DATA -
───

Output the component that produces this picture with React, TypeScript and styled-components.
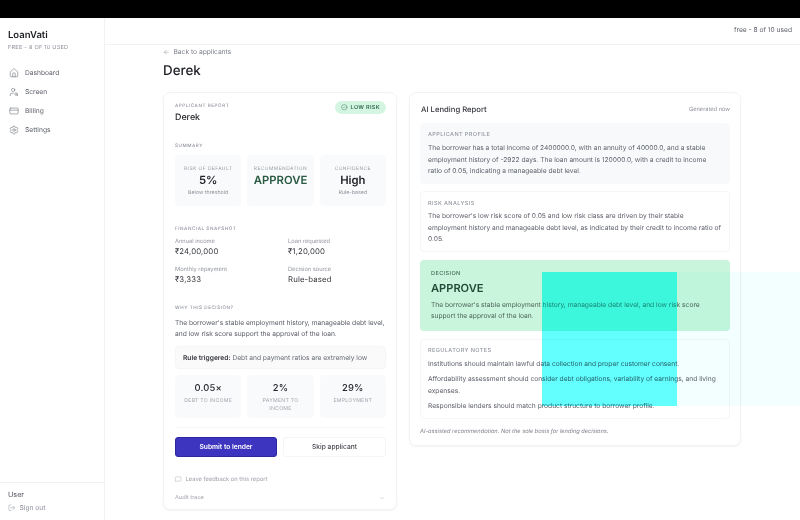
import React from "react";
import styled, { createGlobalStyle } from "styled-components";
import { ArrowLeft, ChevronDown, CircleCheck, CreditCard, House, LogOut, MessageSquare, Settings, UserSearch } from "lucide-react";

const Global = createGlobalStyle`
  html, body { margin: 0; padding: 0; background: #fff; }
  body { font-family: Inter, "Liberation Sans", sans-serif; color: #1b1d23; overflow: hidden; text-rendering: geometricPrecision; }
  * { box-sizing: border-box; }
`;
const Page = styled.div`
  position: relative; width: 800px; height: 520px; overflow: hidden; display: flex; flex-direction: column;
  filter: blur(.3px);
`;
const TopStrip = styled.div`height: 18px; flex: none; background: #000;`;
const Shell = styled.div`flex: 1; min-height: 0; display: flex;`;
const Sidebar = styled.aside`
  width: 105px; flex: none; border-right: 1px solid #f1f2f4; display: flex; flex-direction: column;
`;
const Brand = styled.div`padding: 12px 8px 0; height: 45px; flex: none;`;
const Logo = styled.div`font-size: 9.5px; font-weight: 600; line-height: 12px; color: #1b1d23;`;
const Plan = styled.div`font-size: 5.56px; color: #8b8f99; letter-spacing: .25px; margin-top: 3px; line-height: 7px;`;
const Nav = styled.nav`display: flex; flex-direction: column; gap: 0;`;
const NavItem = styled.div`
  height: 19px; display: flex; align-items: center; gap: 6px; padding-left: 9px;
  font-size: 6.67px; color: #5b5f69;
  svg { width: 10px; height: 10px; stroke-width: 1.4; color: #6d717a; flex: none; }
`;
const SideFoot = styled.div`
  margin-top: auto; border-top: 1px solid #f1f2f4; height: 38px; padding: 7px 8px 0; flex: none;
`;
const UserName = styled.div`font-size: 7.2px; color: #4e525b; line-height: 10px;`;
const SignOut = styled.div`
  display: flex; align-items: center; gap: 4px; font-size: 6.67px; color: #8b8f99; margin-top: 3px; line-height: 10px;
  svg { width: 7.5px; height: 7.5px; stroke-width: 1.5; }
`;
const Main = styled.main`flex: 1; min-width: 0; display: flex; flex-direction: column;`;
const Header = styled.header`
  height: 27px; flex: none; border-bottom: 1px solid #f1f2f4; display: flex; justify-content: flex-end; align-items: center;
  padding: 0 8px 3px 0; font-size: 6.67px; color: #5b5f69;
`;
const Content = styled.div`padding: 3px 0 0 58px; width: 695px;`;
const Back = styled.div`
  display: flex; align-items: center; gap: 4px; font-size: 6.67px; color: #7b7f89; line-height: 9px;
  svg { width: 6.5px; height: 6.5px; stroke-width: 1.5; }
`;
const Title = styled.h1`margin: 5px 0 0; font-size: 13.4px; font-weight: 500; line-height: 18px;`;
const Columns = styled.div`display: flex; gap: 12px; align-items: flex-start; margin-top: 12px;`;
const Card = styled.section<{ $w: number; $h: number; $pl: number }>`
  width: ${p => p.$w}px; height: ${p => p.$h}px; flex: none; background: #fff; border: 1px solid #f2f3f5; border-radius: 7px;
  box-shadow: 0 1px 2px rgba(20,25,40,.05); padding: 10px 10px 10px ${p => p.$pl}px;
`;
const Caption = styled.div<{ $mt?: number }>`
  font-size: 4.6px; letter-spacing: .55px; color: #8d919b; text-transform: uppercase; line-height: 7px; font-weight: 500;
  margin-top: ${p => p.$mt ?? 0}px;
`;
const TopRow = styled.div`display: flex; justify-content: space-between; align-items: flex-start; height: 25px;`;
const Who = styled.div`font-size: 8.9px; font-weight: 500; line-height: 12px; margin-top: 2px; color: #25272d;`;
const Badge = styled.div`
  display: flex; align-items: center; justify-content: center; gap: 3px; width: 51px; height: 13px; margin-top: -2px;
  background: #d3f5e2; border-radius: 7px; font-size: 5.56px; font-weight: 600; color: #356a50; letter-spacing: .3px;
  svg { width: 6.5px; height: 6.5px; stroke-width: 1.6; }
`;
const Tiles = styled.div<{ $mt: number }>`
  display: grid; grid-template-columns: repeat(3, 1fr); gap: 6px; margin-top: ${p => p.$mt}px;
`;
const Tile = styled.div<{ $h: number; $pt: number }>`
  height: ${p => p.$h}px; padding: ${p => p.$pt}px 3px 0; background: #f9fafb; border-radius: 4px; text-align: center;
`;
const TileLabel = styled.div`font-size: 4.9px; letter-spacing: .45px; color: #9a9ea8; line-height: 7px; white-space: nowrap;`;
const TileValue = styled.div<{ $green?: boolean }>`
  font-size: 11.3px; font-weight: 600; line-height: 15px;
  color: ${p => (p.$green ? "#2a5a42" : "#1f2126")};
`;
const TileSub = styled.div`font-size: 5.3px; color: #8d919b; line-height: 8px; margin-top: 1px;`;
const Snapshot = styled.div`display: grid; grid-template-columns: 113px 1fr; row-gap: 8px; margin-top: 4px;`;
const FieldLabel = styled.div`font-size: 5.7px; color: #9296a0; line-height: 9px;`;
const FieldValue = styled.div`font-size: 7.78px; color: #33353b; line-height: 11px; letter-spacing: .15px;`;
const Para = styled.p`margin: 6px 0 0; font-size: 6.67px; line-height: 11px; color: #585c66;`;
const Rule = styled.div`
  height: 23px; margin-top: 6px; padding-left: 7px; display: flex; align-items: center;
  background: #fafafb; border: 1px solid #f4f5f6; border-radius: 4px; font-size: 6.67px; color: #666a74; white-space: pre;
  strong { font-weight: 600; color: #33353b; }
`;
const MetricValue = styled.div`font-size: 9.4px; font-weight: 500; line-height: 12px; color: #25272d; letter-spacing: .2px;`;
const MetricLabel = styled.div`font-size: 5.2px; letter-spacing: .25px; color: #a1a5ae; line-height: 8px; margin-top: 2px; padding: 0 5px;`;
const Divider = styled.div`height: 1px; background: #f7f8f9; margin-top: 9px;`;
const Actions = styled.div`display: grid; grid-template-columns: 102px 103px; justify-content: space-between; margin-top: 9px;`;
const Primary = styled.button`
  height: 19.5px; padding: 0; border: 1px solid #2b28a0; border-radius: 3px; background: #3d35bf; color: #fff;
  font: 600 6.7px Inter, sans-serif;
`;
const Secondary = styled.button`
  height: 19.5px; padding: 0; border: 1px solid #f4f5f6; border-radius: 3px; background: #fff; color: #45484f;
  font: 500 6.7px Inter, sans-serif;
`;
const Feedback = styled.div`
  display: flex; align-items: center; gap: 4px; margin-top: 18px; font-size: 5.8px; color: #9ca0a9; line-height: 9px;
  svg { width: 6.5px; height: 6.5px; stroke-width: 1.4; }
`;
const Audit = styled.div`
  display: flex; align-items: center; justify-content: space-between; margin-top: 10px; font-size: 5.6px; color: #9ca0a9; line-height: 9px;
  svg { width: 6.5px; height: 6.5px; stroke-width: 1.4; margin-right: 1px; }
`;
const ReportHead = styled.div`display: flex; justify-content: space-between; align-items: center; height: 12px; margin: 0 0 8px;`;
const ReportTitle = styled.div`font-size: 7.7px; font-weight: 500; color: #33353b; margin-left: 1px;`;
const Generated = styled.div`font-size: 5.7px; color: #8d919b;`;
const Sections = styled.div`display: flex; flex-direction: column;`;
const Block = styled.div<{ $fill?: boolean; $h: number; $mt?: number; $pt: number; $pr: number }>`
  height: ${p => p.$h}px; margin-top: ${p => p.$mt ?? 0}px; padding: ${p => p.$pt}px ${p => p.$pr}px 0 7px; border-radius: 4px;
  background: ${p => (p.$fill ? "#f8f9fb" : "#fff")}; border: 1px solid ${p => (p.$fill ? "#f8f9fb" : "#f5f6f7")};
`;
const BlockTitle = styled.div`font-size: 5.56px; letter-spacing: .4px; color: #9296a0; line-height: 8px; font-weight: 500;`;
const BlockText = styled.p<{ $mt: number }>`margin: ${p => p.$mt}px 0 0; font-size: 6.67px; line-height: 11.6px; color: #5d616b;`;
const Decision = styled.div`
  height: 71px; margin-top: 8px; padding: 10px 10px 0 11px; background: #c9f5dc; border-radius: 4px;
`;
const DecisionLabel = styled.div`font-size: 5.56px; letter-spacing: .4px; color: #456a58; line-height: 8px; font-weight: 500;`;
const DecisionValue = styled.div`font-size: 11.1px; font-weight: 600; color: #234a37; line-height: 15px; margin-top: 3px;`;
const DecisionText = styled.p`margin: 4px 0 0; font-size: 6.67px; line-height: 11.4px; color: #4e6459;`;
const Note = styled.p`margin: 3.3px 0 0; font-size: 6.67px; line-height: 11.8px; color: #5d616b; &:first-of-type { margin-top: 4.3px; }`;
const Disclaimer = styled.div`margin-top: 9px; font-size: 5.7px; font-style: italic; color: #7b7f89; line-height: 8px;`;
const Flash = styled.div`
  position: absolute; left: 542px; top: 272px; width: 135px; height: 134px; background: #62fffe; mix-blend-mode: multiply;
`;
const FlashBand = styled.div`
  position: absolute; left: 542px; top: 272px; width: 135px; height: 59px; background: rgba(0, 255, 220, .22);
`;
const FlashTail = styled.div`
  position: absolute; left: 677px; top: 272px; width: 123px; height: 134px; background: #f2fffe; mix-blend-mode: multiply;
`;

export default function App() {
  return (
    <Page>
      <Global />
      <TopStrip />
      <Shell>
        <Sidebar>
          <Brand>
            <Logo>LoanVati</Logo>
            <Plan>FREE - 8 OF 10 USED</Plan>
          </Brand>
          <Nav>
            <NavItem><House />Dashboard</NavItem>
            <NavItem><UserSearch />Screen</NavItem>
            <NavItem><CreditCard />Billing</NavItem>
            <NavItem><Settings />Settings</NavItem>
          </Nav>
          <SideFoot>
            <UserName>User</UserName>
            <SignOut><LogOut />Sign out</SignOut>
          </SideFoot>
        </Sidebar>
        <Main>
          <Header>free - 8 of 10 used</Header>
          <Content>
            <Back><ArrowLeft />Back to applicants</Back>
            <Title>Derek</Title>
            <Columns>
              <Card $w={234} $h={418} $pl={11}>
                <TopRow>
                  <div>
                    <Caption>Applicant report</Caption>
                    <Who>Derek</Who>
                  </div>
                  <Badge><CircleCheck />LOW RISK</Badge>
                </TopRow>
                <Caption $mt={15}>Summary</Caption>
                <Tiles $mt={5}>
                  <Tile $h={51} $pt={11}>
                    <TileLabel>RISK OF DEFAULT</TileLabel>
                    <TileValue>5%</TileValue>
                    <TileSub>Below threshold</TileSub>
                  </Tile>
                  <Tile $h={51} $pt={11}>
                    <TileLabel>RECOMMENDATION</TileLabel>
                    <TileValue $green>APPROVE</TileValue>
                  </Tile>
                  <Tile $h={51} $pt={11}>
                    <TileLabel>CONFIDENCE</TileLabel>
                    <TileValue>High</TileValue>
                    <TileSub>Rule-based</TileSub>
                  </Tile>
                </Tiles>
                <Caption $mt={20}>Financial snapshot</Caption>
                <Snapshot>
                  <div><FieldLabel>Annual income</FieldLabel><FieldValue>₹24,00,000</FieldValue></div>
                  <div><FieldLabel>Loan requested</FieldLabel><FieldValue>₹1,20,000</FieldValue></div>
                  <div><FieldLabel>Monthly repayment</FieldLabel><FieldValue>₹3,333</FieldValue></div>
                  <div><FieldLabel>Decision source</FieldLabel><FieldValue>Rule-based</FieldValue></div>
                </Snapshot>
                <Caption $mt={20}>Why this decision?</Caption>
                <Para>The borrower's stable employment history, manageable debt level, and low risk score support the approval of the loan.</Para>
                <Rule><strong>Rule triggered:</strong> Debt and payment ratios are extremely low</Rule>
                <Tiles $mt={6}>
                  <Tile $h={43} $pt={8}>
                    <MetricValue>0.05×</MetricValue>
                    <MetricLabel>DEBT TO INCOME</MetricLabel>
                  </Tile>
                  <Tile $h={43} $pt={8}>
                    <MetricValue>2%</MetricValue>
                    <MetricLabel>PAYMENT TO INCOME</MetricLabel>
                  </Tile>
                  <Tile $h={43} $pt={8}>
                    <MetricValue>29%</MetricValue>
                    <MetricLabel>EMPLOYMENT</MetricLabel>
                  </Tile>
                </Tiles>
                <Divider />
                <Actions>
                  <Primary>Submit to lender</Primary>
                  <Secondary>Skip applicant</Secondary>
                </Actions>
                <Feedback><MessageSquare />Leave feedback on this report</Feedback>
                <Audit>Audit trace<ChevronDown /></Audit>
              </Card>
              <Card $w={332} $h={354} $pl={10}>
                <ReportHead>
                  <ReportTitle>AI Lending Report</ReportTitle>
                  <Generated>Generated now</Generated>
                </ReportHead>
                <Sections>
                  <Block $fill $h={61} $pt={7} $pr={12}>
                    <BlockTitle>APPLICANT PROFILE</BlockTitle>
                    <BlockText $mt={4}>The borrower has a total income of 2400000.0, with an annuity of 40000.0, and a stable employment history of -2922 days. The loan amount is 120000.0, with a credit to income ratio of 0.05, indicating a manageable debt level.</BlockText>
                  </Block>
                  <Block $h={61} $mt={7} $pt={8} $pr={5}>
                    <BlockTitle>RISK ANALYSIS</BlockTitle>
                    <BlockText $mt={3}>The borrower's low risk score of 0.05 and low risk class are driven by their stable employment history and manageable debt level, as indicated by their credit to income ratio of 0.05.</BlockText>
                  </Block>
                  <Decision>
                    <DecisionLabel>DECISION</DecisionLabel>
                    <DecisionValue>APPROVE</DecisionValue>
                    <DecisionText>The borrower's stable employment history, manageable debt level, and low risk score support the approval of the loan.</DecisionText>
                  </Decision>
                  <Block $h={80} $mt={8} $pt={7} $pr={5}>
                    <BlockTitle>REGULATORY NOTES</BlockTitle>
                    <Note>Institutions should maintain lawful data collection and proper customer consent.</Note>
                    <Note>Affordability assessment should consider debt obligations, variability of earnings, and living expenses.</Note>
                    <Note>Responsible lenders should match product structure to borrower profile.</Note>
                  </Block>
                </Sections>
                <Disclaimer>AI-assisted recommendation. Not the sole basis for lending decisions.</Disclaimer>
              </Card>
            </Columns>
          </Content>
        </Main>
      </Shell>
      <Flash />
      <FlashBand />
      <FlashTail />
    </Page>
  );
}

───

Reproduce the material above exactly, first line through the line that contains "MessageSquare, Settings, UserSearch", minus the pictures.

Output the component that produces this picture with React, TypeScript and styled-components.
import React from "react";
import styled, { createGlobalStyle } from "styled-components";
import { ArrowLeft, ChevronDown, CircleCheck, CreditCard, House, LogOut, MessageSquare, Settings, UserSearch } from "lucide-react";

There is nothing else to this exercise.